The most influential person that Gus encountered was Cubberly High School's defensive genius
COACH BUD PRESLEY. The first time Presley and the San Francisco native met, Bud interrupted Gus addressing his Riordan team in the locker room at half time to compliment him on his team's intense defense, more importantly the sport coat & tie. After a 12 year dynasty at Cubberly, Presley went a few blocks up the street at Menlo College to be the head coach. Hassapakis was his 1st call. While Gus taught and coached at San Mateo full time, Presley & him won 2 state championships in the mid 70's at Menlo.

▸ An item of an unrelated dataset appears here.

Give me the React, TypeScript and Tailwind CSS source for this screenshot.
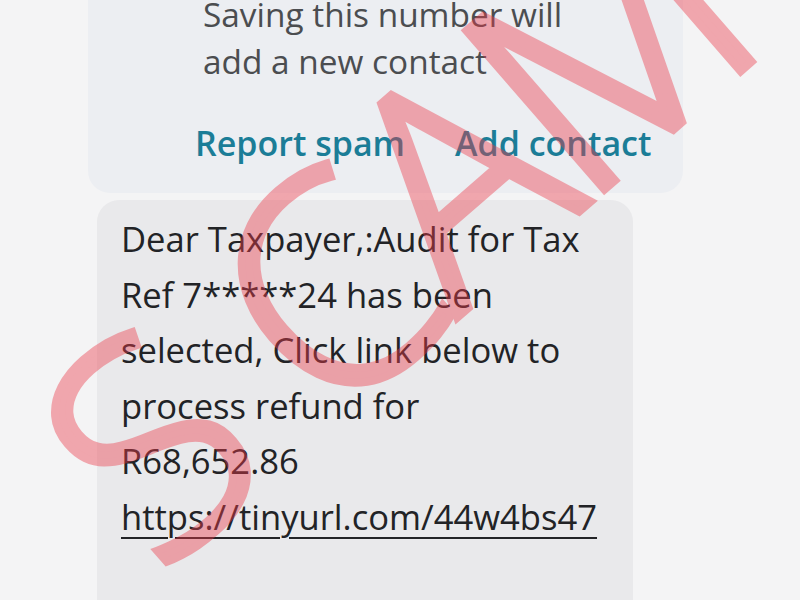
import { ReactNode } from "react";

// Text of the incoming SMS, one entry per rendered line
const messageLines = [
  "Dear Taxpayer,:Audit for Tax",
  "Ref 7*****24 has been",
  "selected, Click link below to",
  "process refund for",
  "R68,652.86",
];

const link = "https://tinyurl.com/44w4bs47";

function UnknownSenderCard() {
  return (
    <div className="ml-[88px] w-[595px] rounded-b-[22px] bg-[#eceef2] pb-[30px]">
      <p className="-mt-[9px] pl-[115px] text-[33.4px] leading-[47px] text-[#4b4d50]">
        Saving this number will
        <br />
        add a new contact
      </p>
      <div className="mt-[38px] flex gap-[50px] pl-[107px] text-[34px] font-semibold leading-[40px] text-[#1b7d97]">
        <button>Report spam</button>
        <button>Add contact</button>
      </div>
    </div>
  );
}

function MessageBubble({ children }: { children: ReactNode }) {
  return (
    <div className="ml-[97px] mt-[7px] h-[420px] w-[536px] rounded-t-[22px] bg-[#e9e9eb] pl-[24px] pt-[11px] text-[34.6px] leading-[55.6px] text-[#222326]">
      {children}
    </div>
  );
}

export default function App() {
  return (
    <div className="relative h-[600px] w-[800px] overflow-hidden bg-[#f4f4f5] font-['Open_Sans',sans-serif]">
      <UnknownSenderCard />
      <MessageBubble>
        {messageLines.map((line) => (
          <div key={line}>{line}</div>
        ))}
        <a
          href={link}
          className="underline decoration-2 underline-offset-[7px]"
        >
          {link}
        </a>
      </MessageBubble>

      {/* Watermark stamped across the screenshot; opacity on the whole
          layer so the outline and fill don't double up */}
      <div className="pointer-events-none absolute left-[387px] top-[227px] -translate-x-1/2 -translate-y-1/2 rotate-[-41deg] whitespace-nowrap font-['Open_Sans',sans-serif] text-[295px] font-light leading-none tracking-[-0.04em] text-[#ec3c4b] opacity-[0.42] [-webkit-text-stroke:8px_#ec3c4b]">
        <span className="mr-[75px]">S</span>CAM
      </div>
    </div>
  );
}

Besides Bud Presley, there were 2 other major contributors that defined his style and inspired his evolution. COACH PETE NEWELL, an offensive Guru was the local hero in 1949, winning the NIT in his 3rd year as University of San Francisco's head coach. Pete & Gus met when former USF player of Newell, Ross Giuduce introduced them. Giudice was highly regarded by most, and coached Hassapakis at USF. Few players get to be coached by their idols.
DR. TOM DAVIS was another offensive innovator, who started coaching at the high school level in 1960, guided several Division 1 colleges as head coach, including Stanford in 1982. Stanford is walking distance to Menlo College where Hassapakis took advantage of visiting many Davis coached practices.
It wasn't until the 1987 season, the pinnacle of success came winning three Peninsula Athletic League championships and entered San Mateo High's Hall of Fame.
After Hassapakis retires in 1993 he began hand-written in spiral notebooks, accounts of evolving basketball offenses, their innovators, and specific time lines. Those notebooks reemerged 21 years
later as a legible document. Hopefully, this year it will be displayed on public bookshelves, available as an E-book, and its name is "A History and Anthology of Basketball Offense."